Of course, that is not the whole story, as two important developments have emerged since the committee’s good work. Just the day after the report was published, in July, the Chancellor of the Exchequer returned to the House of Commons with his emergency budget and announced £34 billion of additional cuts. The House of Commons library estimated that 70 per cent of those cuts will fall on women. We have yet to see whether the spending review that was announced yesterday will ameliorate or exacerbate this unfair targeting of women. Instead of using his new mandate to reduce the structural inequalities that have held many women back, the chancellor has made the decision to reinforce them. The Tory cry, “We’re all in this together” has never seemed so hollow, and it will not be recognised by women throughout the United Kingdom.
Fearing those cuts, the women of Scotland have been given some hope in other developments since the chancellor deepened his welfare cuts. The emergence of the Scotland Bill as a considerable transfer of powers from Westminster to Holyrood gives all of us who oppose these unfair welfare cuts an opportunity to do something about them. The top-up powers over welfare and the devolution of income tax mean that we can now match our rhetoric with action and design a fairer social security system that protects women.
Yes, the Scottish Government already has considerable influence over issues relating to equality, and the Welfare Reform Committee rightly points out several areas that need to be improved here and now. To his credit, the Cabinet Secretary for Social Justice, Communities and Pensioners’ Rights has given the committee a very full response on behalf of the Scottish Government, which details some of the actions that are being taken to support women who are adversely affected by welfare reform. However, the real prize will be how the next Scottish Government and the Scottish Parliament use the new powers over welfare to correct the wrong-headed approach by the Tory Government for the women of Scotland.
A good start would be for the Scottish Government to follow the Welfare Reform Committee’s suggestion and call a high-level summit on women’s social security.

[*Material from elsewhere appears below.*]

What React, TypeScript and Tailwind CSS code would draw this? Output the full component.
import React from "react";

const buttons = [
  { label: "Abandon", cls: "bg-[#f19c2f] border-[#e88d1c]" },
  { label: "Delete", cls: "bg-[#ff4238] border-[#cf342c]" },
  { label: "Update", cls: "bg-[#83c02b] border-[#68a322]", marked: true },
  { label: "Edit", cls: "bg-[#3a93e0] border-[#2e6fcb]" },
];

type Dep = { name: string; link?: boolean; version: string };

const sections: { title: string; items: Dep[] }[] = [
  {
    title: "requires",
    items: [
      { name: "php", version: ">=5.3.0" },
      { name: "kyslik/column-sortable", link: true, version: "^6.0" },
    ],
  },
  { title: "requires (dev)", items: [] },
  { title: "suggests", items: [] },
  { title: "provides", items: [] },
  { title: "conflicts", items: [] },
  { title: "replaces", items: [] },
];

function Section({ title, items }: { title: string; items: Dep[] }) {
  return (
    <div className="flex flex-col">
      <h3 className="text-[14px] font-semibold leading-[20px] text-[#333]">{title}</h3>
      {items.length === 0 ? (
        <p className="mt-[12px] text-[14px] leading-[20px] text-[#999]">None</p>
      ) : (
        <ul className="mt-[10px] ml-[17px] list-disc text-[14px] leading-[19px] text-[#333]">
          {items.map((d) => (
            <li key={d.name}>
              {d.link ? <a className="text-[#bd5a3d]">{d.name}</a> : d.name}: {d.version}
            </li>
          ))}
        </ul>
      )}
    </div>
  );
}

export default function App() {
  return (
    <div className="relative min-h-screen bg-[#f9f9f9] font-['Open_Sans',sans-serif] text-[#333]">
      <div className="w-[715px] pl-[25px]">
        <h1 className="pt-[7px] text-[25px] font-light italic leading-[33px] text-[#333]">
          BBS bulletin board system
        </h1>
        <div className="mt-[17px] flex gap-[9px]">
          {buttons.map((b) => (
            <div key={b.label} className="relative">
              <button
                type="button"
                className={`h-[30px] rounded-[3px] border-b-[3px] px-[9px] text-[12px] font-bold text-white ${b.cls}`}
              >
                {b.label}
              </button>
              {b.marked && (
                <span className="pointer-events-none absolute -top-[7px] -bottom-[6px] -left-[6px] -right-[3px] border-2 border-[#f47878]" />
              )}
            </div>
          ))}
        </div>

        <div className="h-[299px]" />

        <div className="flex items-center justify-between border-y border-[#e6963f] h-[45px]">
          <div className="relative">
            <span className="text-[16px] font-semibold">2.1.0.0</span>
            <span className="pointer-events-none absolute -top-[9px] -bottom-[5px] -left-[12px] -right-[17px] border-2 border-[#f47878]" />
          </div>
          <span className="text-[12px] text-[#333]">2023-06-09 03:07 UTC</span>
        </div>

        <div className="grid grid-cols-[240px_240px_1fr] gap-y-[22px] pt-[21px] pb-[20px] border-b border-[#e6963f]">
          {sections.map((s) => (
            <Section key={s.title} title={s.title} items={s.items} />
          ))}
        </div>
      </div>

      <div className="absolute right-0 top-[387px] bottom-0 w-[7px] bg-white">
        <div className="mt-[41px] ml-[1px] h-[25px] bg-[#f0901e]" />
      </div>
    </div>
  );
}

That suggestion is supported by Engender, Scottish Women’s Aid, the Scottish Refugee Council and Close the Gap. It would allow us to determine what strategic action is needed to redress the gender impact of welfare reform and public spending cuts. I hope that the minister will address that suggestion in her closing remarks.

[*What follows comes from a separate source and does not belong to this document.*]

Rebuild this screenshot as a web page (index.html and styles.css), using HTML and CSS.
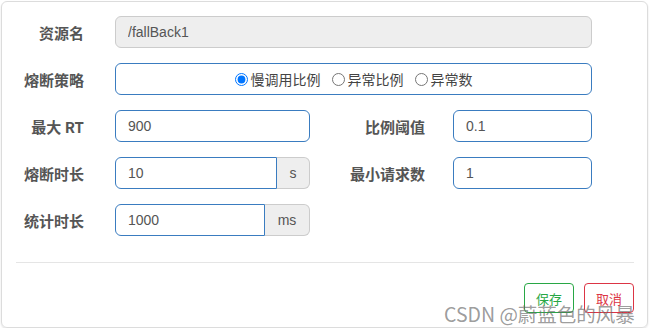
FILE: index.html
```html
<!DOCTYPE html>
<html>
<head>
  <meta charset="utf-8">
  <title>熔断规则</title>
  <link rel="stylesheet" href="styles.css">
</head>
<body>
  <div class="panel">
    <form class="rule-form">
      <div class="form-row">
        <label class="label">资源名</label>
        <input class="input wide" type="text" value="/fallBack1" disabled>
      </div>
      <div class="form-row">
        <label class="label">熔断策略</label>
        <div class="input wide radios">
          <label class="radio"><input type="radio" name="strategy" checked> 慢调用比例</label>
          <label class="radio"><input type="radio" name="strategy"> 异常比例</label>
          <label class="radio"><input type="radio" name="strategy"> 异常数</label>
        </div>
      </div>
      <div class="form-row">
        <label class="label">最大 RT</label>
        <input class="input half" type="text" value="900">
        <label class="label label-right">比例阈值</label>
        <input class="input small" type="text" value="0.1">
      </div>
      <div class="form-row">
        <label class="label">熔断时长</label>
        <div class="input-group">
          <input class="input grouped" type="text" value="10">
          <span class="addon">s</span>
        </div>
        <label class="label label-right">最小请求数</label>
        <input class="input small" type="text" value="1">
      </div>
      <div class="form-row">
        <label class="label">统计时长</label>
        <div class="input-group">
          <input class="input grouped" type="text" value="1000">
          <span class="addon addon-ms">ms</span>
        </div>
      </div>
    </form>
    <hr class="divider">
    <div class="actions">
      <button class="btn btn-save">保存</button>
      <button class="btn btn-cancel">取消</button>
    </div>
    <div class="watermark">CSDN @蔚蓝色的风暴</div>
  </div>
</body>
</html>
```

FILE: styles.css
```css
body {
  margin: 0;
  background: #fff;
  font-family: "Liberation Sans", "Noto Sans CJK SC", sans-serif;
  font-size: 14px;
  color: #555;
}
.panel {
  position: relative;
  box-sizing: border-box;
  width: 647px;
  height: 327px;
  margin: 1px 0 0 1px;
  padding: 14px 13px 0 14px;
  border: 1px solid #dcdcdc;
  border-radius: 6px;
  box-shadow: 0 1px 2px rgba(0,0,0,0.12);
}
.form-row {
  display: flex;
  align-items: center;
  margin-bottom: 15px;
}
.label {
  width: 68px;
  margin-right: 31px;
  text-align: right;
  font-family: "Noto Sans CJK SC", sans-serif;
  font-weight: bold;
  font-size: 15px;
  color: #555;
}
.label-right {
  width: 115px;
  margin-right: 28px;
}
.input {
  box-sizing: border-box;
  height: 32px;
  padding: 0 12px;
  border: 1px solid #3a7cc0;
  border-radius: 6px;
  font-family: "Liberation Sans", "Noto Sans CJK SC", sans-serif;
  font-size: 14px;
  color: #555;
  background: #fff;
  outline: none;
}
.input[disabled] {
  background: #eee;
  border-color: #ccc;
}
.wide { width: 477px; }
.half { width: 195px; }
.small { width: 139px; }
.radios {
  display: flex;
  align-items: center;
  justify-content: center;
  gap: 11px;
  font-family: "Noto Sans CJK SC", sans-serif;
  color: #444;
}
.radio {
  display: flex;
  align-items: center;
}
.radio input {
  width: 13px;
  height: 13px;
  margin: 0 3px 0 0;
}
.input-group {
  display: flex;
  width: 195px;
}
.input-group .grouped {
  flex: 1;
  min-width: 0;
  border-radius: 6px 0 0 6px;
}
.addon {
  box-sizing: border-box;
  width: 33px;
  height: 32px;
  line-height: 30px;
  text-align: center;
  background: #eee;
  border: 1px solid #ccc;
  border-left: 0;
  border-radius: 0 6px 6px 0;
  color: #555;
}
.addon-ms { width: 45px; }
.divider {
  margin: 26px 0 20px;
  border: 0;
  border-top: 1px solid #e5e5e5;
}
.actions {
  display: flex;
  justify-content: flex-end;
  gap: 10px;
}
.btn {
  box-sizing: border-box;
  width: 50px;
  height: 30px;
  padding: 0;
  background: #fff;
  border: 1px solid;
  border-radius: 4px;
  font-family: "Noto Sans CJK SC", sans-serif;
  font-size: 13px;
}
.btn-save { color: #28a745; border-color: #28a745; }
.btn-cancel { color: #dc3545; border-color: #dc3545; }
.watermark {
  position: absolute;
  left: 442px;
  top: 297px;
  font-family: "Noto Sans CJK SC", sans-serif;
  font-size: 19.5px;
  color: rgba(100,100,100,0.65);
  white-space: nowrap;
}
```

As the report outlines, there is much work to do and the situation continues to escalate. Yesterday, the chancellor performed a spectacular and welcome U-turn on tax credits that will mean many working people being spared these unfair cuts. He also spared the blushes of the SNP members, who, when we debated the matter in the chamber two weeks ago, failed miserably to show any real appetite for reversing the proposed tax credit cuts when the powers over them come to Scotland.